Our days usually started in a small shop next to the bus stop, just a bit in front and to the right of the training facility where we learned to teach English, to speak Polish, to protect the dziennik with our lives, and to do all the little things that were supposed to make our two years in Poland a success. We started at the store, though, because that’s where all good days in Poland start, and because we needed water for the day and perhaps a snack or two. The water was obligatory: with no air conditioning, the buildings that housed our classrooms grew almost unbearable by late morning. Learning to decline Polish adjectives with sweat rolling down your back at ten in the morning is unpleasant to say the least, and the water served to mitigate and to hydrate.

I’ve only been back to Radom a few times since training concluded, and I returned to the training center only once. Every time I’ve been in Poland since, I’ve wanted to return, to photograph the classrooms with the pealing linoleum and stained ceiling. The wonders of the Internet, though, show me that that’s now impossible: where the long buildings once stood there is only a grassy field. The socialist-realist building that housed the cafeteria that served potatoes with dill every single lunch and that held the large meeting room where we gathered as a group is now a library for the Uniwersytet Technologiczno-Humanistyczny im. Kazimierza Pułaskiego, a tech/art (what an odd combination) university.

The one thing that really hasn’t changed: the clump of bars just across from the bus stop.
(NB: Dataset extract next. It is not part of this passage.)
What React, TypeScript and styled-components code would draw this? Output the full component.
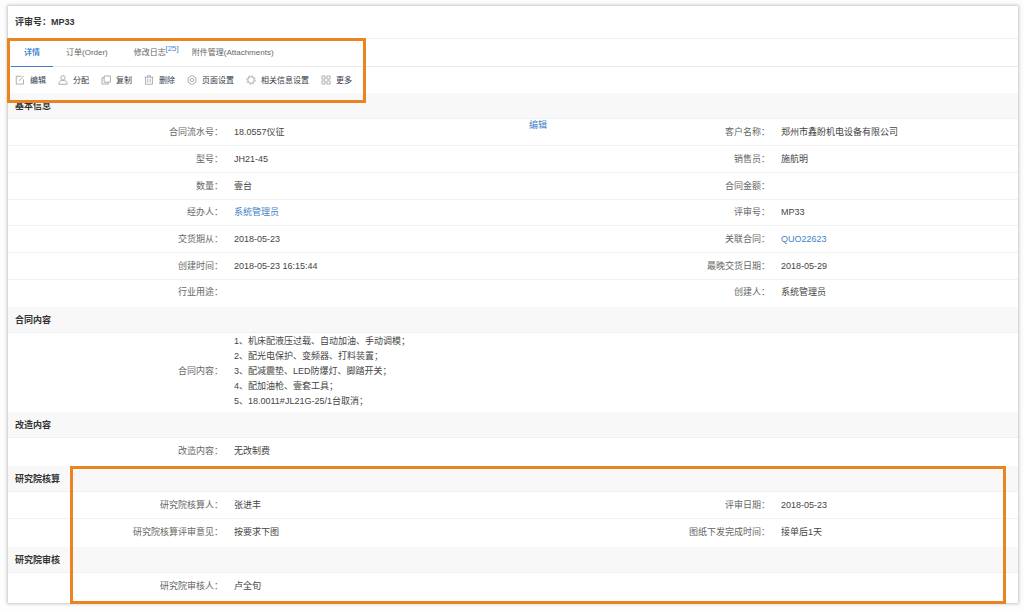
import React from "react";
import styled, { createGlobalStyle } from "styled-components";

const GlobalStyle = createGlobalStyle`
  * { box-sizing: border-box; }
  body {
    margin: 0;
    background: #fdfdfd;
    color: #444;
    font-family: "Liberation Sans", "Noto Sans CJK SC", sans-serif;
    font-size: 9px;
    line-height: 15px;
  }
`;

const Card = styled.main`
  margin: 6px 6px 6px 8px;
  padding-bottom: 2px;
  background: #fff;
  box-shadow: 0 0 3px 1px #c4c4c4;
`;

const Title = styled.h1`
  margin: 0;
  padding: 8px 7px;
  font-size: 9px;
  line-height: 16px;
  color: #333;
`;

const Nav = styled.div`
  position: relative;
`;

const Tabs = styled.div`
  display: flex;
  height: 29px;
  padding-left: 3px;
  border-top: 1px solid #f0f0f0;
  border-bottom: 1px solid #e8ebee;
`;

const Tab = styled.button<{ $active?: boolean }>`
  position: relative;
  margin-bottom: -1px;
  padding: 0 13px;
  border: 0;
  border-bottom: 1px solid ${(p) => (p.$active ? "#3f7dc4" : "transparent")};
  background: none;
  color: ${(p) => (p.$active ? "#2f7bd0" : "#666")};
  font: inherit;
  font-weight: ${(p) => (p.$active ? 500 : 400)};
  font-size: 8px;
  line-height: 28px;
  white-space: nowrap;
`;

const Count = styled.sup`
  position: absolute;
  top: 4px;
  right: 0;
  color: #4a86cc;
  font-size: 8px;
  line-height: 12px;
`;

const Toolbar = styled.div`
  display: flex;
  align-items: center;
  gap: 12px;
  height: 26px;
  padding-left: 7px;
`;

const Tool = styled.button`
  display: flex;
  align-items: center;
  gap: 5px;
  padding: 0;
  border: 0;
  background: none;
  color: #333a4a;
  font: inherit;
  font-size: 8px;
  white-space: nowrap;
`;

const Icon = styled.svg`
  width: 10px;
  height: 10px;
  flex: none;
  fill: none;
  stroke: #999ca2;
  stroke-width: 1.3;
`;

const Frame = styled.div`
  position: absolute;
  border: 3px solid #e98420;
  pointer-events: none;
`;

const NavFrame = styled(Frame)`
  top: 0;
  left: -1px;
  width: 359px;
  height: 65px;
`;

const ReviewFrame = styled(Frame)`
  top: 0;
  bottom: -3px;
  left: 62px;
  right: 12px;
`;

const Review = styled.div`
  position: relative;
`;

const Section = styled.section`
  padding-bottom: 2px;
`;

const Heading = styled.h2`
  margin: 0;
  padding: 6px 7px 4px;
  border-bottom: 1px solid #f0f0f0;
  background: #f8f8f8;
  color: #333;
  font-size: 9px;
  line-height: 15px;
`;

const Fields = styled.dl`
  margin: 0;
`;

const Row = styled.div`
  display: grid;
  grid-template-columns: 217fr 330fr 217fr 246fr;
  align-items: center;
  min-height: 27px;
  &:nth-child(3n + 1) { min-height: 26px; }
  & + & { border-top: 1px solid #f2f2f2; }
`;

const Label = styled.dt`
  padding-right: 2px;
  color: #666;
  text-align: right;
`;

const Value = styled.dd`
  display: flex;
  align-self: stretch;
  align-items: center;
  margin: 0;
  padding-left: 9px;
`;

const Lines = styled.p`
  margin: 0;
  padding: 1px 0;
  white-space: pre-line;
`;

const Link = styled.a`
  color: #3f7fc6;
  text-decoration: none;
`;

const EditLink = styled(Link)`
  align-self: flex-start;
  margin: 0 8px 0 auto;
  line-height: 12px;
`;

const icons = {
  edit: <><path d="M10 2H2v12.500h11.500V7" /><path d="M6.500 9.500L14 1.500" /></>,
  user: <><circle cx="8" cy="4.500" r="3.500" /><path d="M1.500 14.800c0-4 1.500-5.800 4-5.800h5c2.500 0 4 1.800 4 5.800z" /></>,
  copy: <><path d="M5 1.500h10v10H5z" /><path d="M5 4.500H1.500v10h10v-3" /></>,
  trash: <><path d="M1 3.500h14M5.500 3V1.200h5V3M2.500 3.500v11.300h11V3.500" /><path d="M6 6v6M10 6v6" /></>,
  page: <><path d="M8 .8L14.300 4.400v7.200L8 15.200 1.700 11.600V4.400z" strokeLinejoin="round" /><circle cx="8" cy="8" r="2.600" /></>,
  gear: <><circle cx="8" cy="8" r="5.200" /><circle cx="8" cy="8" r="6.800" strokeDasharray="2.670 2.670" /></>,
  grid: <path d="M1.500 1.500h5v5h-5zM9.500 1.500h5v5h-5zM1.500 9.500h5v5h-5zM9.500 9.500h5v5h-5z" />,
};

const tools: [keyof typeof icons, string][] = [
  ["edit", "编辑"],
  ["user", "分配"],
  ["copy", "复制"],
  ["trash", "删除"],
  ["page", "页面设置"],
  ["gear", "相关信息设置"],
  ["grid", "更多"],
];

type Field = [label: string, value: React.ReactNode];

const basic: Field[][] = [
  [["合同流水号", <>18.0557仪征<EditLink href="#edit">编辑</EditLink></>], ["客户名称", "郑州市鑫盼机电设备有限公司"]],
  [["型号", "JH21-45"], ["销售员", "施航明"]],
  [["数量", "壹台"], ["合同金额", ""]],
  [["经办人", <Link href="#admin">系统管理员</Link>], ["评审号", "MP33"]],
  [["交货期从", "2018-05-23"], ["关联合同", <Link href="#quo">QUO22623</Link>]],
  [["创建时间", "2018-05-23 16:15:44"], ["最晚交货日期", "2018-05-29"]],
  [["行业用途", ""], ["创建人", "系统管理员"]],
];

const contract = `1、机床配液压过载、自动加油、手动调模；
2、配光电保护、变频器、打料装置；
3、配减震垫、LED防爆灯、脚踏开关；
4、配加油枪、壹套工具；
5、18.0011#JL21G-25/1台取消；`;

function Group({ title, rows }: { title: string; rows: Field[][] }) {
  return (
    <Section>
      <Heading>{title}</Heading>
      <Fields>
        {rows.map((row, i) => (
          <Row key={i}>
            {row.map(([label, value]) => (
              <React.Fragment key={label}>
                <Label>{label}：</Label>
                <Value>{value}</Value>
              </React.Fragment>
            ))}
          </Row>
        ))}
      </Fields>
    </Section>
  );
}

export default function App() {
  return (
    <>
      <GlobalStyle />
      <Card>
        <Title>评审号：MP33</Title>
        <Nav>
          <Tabs role="tablist">
            <Tab role="tab" aria-selected="true" $active>详情</Tab>
            <Tab role="tab">订单(Order)</Tab>
            <Tab role="tab">修改日志<Count>[25]</Count></Tab>
            <Tab role="tab">附件管理(Attachments)</Tab>
          </Tabs>
          <Toolbar>
            {tools.map(([icon, text]) => (
              <Tool key={text}>
                <Icon viewBox="0 0 16 16" aria-hidden="true">{icons[icon]}</Icon>
                {text}
              </Tool>
            ))}
          </Toolbar>
          <NavFrame />
        </Nav>
        <Group title="基本信息" rows={basic} />
        <Group title="合同内容" rows={[[["合同内容", <Lines>{contract}</Lines>]]]} />
        <Group title="改造内容" rows={[[["改造内容", "无改制费"]]]} />
        <Review>
          <Group
            title="研究院核算"
            rows={[
              [["研究院核算人", "张进丰"], ["评审日期", "2018-05-23"]],
              [["研究院核算评审意见", "按要求下图"], ["图纸下发完成时间", "接单后1天"]],
            ]}
          />
          <Group title="研究院审核" rows={[[["研究院审核人", "卢全旬"]]]} />
          <ReviewFrame />
        </Review>
      </Card>
    </>
  );
}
A group of us almost always ended the day there, having something cool to drink before heading back to the rigors of host-family life.
Every time I arrive in Poland again, I think of these first weeks I spent in the summer of 1996. The frustration of learning a difficult language, the adventure of always being out of my element, the ironic simultaneous newness and oldness of everything around me new — all these things made each second seem more alive than anything I’d experienced before.
When I return now, nothing is new. Familiarity doesn’t necessarily lead to contempt, but it does threaten complacency. K and I always visit the same sites, spend time with the same people, drive the same roads — it’s only natural when you only make it back once every couple of years. This summer, though, I’m determined to see things anew again.